> [What you need to do]:
Find every line of the listing below where "React" appears, and copy it.

> [Data]:
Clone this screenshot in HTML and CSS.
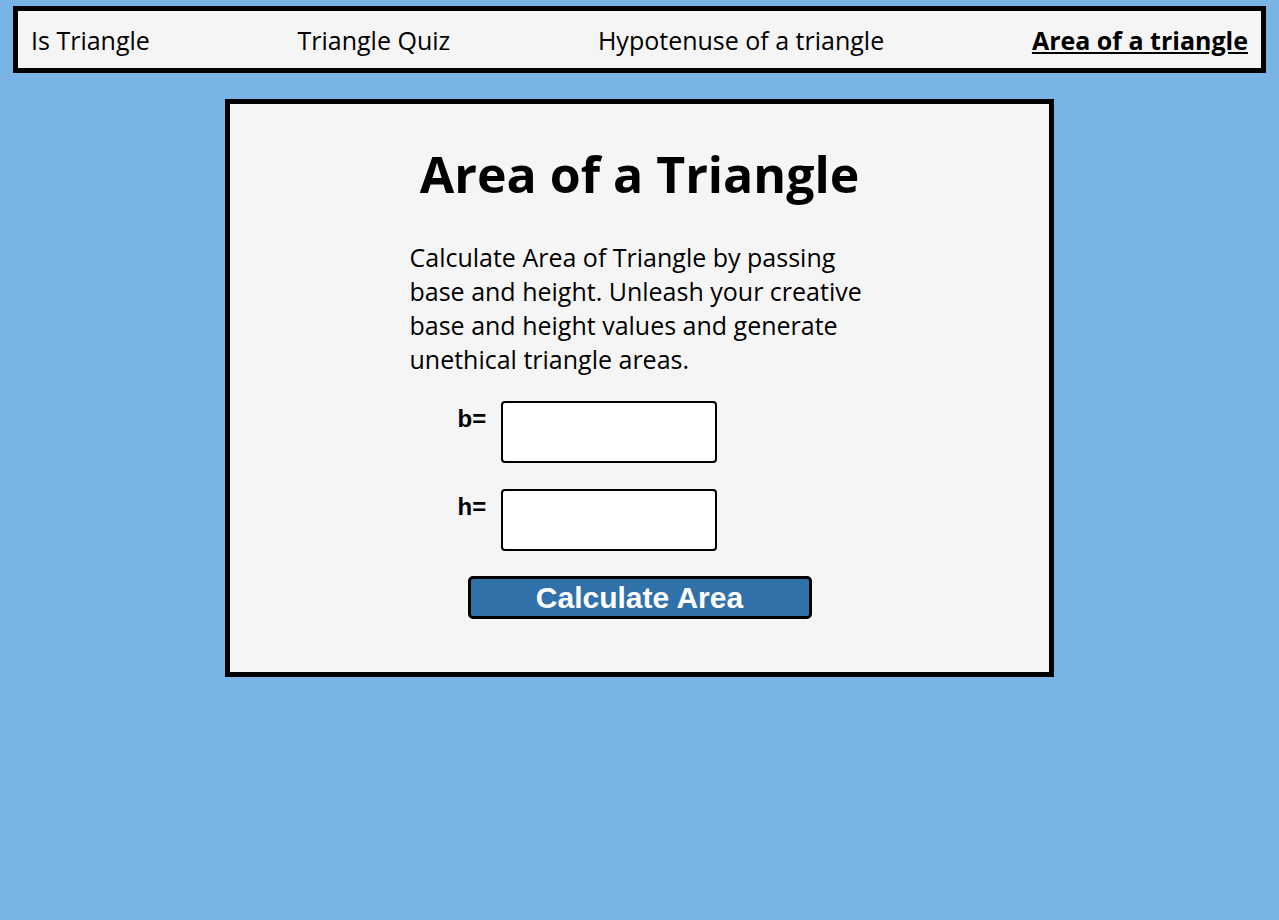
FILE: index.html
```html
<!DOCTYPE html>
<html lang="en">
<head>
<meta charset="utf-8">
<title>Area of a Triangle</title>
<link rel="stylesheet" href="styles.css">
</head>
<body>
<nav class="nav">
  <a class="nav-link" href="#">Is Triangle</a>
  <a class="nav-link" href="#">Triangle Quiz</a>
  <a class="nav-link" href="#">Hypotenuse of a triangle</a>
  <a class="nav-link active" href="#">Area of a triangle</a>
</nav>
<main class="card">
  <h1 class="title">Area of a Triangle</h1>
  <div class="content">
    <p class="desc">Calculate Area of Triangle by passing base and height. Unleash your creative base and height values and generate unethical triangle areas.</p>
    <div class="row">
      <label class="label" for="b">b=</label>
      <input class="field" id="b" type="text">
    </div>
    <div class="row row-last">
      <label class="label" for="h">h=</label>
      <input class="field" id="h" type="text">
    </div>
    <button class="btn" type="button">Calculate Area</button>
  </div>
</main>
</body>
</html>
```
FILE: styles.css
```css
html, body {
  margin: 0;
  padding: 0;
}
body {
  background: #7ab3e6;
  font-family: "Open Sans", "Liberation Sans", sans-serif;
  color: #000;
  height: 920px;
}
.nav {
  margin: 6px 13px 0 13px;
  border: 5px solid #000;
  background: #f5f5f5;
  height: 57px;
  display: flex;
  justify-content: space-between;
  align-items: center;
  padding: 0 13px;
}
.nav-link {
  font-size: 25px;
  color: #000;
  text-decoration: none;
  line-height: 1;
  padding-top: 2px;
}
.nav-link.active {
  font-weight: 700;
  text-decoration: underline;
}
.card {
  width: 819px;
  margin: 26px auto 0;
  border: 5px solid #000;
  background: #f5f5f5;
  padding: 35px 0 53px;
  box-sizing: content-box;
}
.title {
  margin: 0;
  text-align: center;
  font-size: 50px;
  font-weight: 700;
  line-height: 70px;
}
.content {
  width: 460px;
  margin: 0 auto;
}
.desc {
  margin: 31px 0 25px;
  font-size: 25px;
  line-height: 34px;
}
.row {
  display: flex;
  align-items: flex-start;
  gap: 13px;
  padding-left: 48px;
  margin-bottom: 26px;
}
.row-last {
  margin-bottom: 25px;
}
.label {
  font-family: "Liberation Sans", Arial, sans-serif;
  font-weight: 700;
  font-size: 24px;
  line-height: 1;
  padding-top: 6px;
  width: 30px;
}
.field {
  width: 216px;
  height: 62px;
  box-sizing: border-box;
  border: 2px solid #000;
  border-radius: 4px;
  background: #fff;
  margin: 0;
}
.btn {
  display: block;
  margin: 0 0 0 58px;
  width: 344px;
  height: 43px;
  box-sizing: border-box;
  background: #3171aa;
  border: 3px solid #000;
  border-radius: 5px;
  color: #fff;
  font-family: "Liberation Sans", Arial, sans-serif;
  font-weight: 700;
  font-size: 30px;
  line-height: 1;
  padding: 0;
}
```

==

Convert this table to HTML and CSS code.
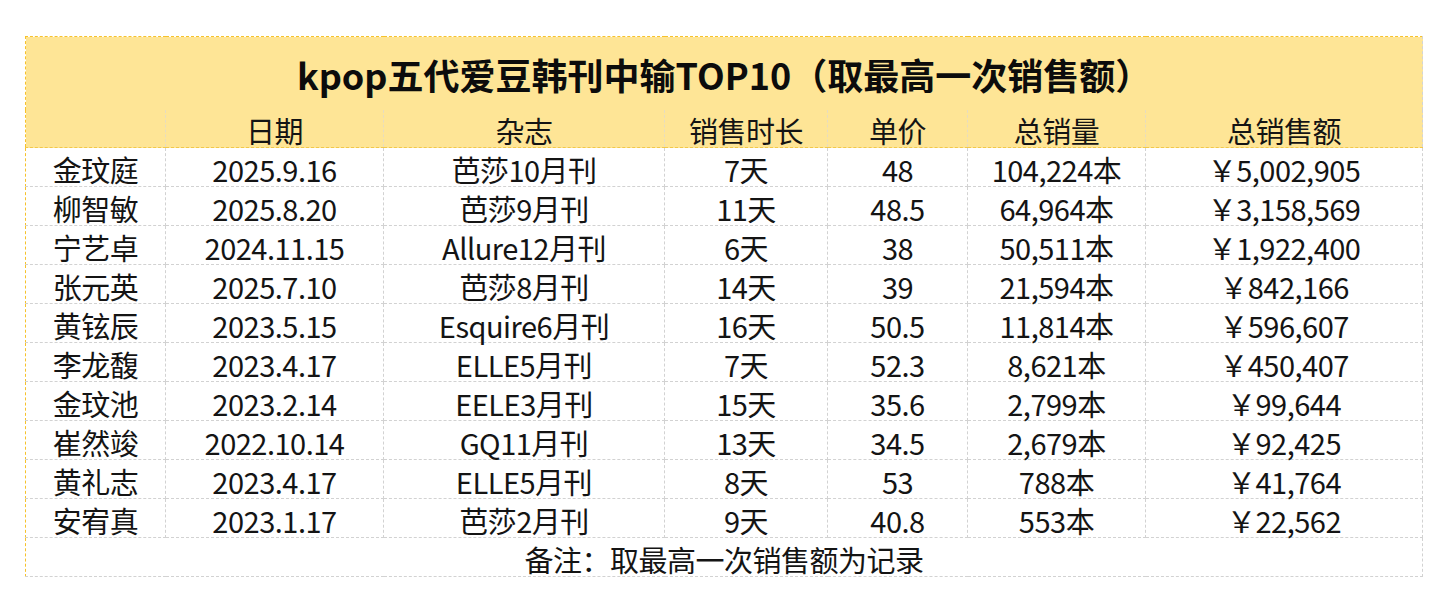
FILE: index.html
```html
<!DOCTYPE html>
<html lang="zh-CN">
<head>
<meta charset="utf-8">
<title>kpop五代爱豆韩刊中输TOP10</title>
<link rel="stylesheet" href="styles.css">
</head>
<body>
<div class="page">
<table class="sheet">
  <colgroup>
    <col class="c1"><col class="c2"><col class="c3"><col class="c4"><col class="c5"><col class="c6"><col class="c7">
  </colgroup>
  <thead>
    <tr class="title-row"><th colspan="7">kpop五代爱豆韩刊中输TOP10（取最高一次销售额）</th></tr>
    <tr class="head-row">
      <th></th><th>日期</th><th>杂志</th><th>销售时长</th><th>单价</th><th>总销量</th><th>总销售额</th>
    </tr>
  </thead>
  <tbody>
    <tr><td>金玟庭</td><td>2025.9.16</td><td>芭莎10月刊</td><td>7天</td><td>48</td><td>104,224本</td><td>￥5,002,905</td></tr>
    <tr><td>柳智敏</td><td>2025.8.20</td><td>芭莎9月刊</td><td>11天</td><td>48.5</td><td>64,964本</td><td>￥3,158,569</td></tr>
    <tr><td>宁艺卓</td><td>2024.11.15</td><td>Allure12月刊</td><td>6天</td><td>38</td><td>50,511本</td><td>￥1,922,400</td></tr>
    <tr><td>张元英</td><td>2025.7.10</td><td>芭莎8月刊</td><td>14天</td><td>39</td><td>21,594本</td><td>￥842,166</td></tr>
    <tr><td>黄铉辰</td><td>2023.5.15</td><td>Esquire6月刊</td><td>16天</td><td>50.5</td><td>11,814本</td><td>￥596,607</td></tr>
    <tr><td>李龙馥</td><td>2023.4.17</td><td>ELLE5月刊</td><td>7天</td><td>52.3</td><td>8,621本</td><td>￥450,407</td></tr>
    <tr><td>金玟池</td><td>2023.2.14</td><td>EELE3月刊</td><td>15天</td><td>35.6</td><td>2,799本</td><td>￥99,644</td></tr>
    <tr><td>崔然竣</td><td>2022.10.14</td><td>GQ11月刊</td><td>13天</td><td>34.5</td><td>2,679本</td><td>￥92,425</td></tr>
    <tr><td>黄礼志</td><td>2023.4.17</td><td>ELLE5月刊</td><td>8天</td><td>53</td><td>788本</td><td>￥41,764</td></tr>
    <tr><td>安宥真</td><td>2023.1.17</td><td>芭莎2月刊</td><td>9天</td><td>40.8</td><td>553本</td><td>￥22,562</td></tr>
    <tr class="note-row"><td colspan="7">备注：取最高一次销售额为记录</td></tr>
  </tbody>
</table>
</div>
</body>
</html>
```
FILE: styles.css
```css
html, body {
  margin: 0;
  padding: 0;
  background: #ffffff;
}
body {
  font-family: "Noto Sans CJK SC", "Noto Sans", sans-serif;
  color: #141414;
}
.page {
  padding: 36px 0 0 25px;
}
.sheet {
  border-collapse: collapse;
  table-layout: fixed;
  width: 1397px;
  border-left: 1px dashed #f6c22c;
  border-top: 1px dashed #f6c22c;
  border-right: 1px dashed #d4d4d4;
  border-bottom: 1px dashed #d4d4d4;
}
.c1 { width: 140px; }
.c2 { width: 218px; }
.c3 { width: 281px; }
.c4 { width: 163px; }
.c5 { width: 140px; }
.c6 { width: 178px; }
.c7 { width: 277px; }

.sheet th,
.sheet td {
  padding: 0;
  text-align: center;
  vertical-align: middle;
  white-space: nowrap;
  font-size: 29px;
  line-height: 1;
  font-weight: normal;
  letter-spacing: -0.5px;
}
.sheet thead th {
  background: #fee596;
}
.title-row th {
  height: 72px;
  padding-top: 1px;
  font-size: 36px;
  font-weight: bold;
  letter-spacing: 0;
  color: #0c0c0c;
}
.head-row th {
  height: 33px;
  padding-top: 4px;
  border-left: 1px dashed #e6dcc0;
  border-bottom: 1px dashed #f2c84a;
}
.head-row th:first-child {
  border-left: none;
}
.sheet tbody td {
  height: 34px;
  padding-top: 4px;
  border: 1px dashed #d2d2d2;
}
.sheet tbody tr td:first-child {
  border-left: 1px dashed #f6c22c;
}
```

---

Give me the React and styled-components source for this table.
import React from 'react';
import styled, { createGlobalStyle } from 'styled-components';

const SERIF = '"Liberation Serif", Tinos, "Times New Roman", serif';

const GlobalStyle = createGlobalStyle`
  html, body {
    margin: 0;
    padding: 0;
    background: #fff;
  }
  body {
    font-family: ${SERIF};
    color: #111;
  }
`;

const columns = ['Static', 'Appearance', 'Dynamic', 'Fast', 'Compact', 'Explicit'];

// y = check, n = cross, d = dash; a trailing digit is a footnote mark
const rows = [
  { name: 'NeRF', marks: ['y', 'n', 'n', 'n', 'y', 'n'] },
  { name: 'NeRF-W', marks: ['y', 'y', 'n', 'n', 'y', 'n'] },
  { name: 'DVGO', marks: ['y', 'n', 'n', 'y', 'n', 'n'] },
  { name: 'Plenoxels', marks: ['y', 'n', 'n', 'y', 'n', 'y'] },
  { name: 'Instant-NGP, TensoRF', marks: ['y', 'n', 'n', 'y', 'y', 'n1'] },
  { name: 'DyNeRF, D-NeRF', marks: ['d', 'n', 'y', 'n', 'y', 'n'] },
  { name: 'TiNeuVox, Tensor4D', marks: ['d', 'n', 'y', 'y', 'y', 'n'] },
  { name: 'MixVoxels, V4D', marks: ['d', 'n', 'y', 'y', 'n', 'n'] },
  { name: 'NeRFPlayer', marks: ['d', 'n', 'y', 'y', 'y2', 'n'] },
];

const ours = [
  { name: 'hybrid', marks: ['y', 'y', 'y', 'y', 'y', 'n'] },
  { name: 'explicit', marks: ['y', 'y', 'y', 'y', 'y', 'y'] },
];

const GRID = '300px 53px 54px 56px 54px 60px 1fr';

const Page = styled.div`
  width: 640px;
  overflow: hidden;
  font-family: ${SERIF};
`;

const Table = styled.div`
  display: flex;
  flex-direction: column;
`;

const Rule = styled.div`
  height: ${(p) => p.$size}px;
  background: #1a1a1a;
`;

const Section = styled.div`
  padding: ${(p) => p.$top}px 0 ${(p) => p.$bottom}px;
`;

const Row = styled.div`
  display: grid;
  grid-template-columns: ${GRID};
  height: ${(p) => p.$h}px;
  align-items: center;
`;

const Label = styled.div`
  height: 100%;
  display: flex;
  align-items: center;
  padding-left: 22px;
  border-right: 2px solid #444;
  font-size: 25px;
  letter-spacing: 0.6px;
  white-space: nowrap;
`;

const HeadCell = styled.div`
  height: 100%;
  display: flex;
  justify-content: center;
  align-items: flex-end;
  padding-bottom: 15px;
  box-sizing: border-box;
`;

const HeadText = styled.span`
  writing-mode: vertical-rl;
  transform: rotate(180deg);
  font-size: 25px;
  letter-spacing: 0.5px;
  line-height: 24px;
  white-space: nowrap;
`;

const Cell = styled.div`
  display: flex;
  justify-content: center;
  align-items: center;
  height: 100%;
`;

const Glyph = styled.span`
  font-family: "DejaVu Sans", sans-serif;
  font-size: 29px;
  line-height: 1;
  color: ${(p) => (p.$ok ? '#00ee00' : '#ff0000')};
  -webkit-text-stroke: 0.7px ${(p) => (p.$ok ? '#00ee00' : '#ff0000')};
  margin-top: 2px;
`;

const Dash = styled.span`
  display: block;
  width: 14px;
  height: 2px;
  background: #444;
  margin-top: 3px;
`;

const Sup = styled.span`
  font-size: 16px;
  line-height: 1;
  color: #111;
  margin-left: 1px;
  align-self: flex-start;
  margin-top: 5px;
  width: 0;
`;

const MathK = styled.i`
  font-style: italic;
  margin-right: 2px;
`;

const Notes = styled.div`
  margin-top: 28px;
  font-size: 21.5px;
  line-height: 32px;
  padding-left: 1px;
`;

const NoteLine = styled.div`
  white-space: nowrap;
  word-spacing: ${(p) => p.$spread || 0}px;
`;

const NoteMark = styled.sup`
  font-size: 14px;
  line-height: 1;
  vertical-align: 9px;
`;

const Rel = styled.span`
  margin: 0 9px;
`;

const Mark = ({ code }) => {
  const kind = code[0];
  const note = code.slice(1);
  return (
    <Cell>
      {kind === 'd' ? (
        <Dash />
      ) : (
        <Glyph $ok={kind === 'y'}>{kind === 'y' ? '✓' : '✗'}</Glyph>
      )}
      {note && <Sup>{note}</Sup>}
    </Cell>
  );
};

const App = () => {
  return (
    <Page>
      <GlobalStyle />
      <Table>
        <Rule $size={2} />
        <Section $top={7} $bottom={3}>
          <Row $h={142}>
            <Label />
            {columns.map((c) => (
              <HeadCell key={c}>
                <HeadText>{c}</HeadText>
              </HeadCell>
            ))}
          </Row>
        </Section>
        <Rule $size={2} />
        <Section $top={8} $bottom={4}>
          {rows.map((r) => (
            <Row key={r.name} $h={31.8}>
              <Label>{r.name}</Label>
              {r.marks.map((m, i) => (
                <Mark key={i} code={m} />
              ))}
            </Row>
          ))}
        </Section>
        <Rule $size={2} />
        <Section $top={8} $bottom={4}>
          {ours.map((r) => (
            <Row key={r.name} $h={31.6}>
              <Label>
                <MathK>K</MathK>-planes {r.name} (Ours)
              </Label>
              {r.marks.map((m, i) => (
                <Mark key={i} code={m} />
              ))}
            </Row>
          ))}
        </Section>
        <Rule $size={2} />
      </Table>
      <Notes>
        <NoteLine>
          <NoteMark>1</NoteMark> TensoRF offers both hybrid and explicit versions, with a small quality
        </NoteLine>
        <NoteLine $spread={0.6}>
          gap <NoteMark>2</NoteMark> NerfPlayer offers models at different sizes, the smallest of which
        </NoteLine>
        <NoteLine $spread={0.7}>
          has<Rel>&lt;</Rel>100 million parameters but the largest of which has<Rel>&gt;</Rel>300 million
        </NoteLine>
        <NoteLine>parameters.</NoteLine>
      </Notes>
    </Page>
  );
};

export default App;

> [Full output]:
Give me the React and styled-components source for this table.
import React from 'react';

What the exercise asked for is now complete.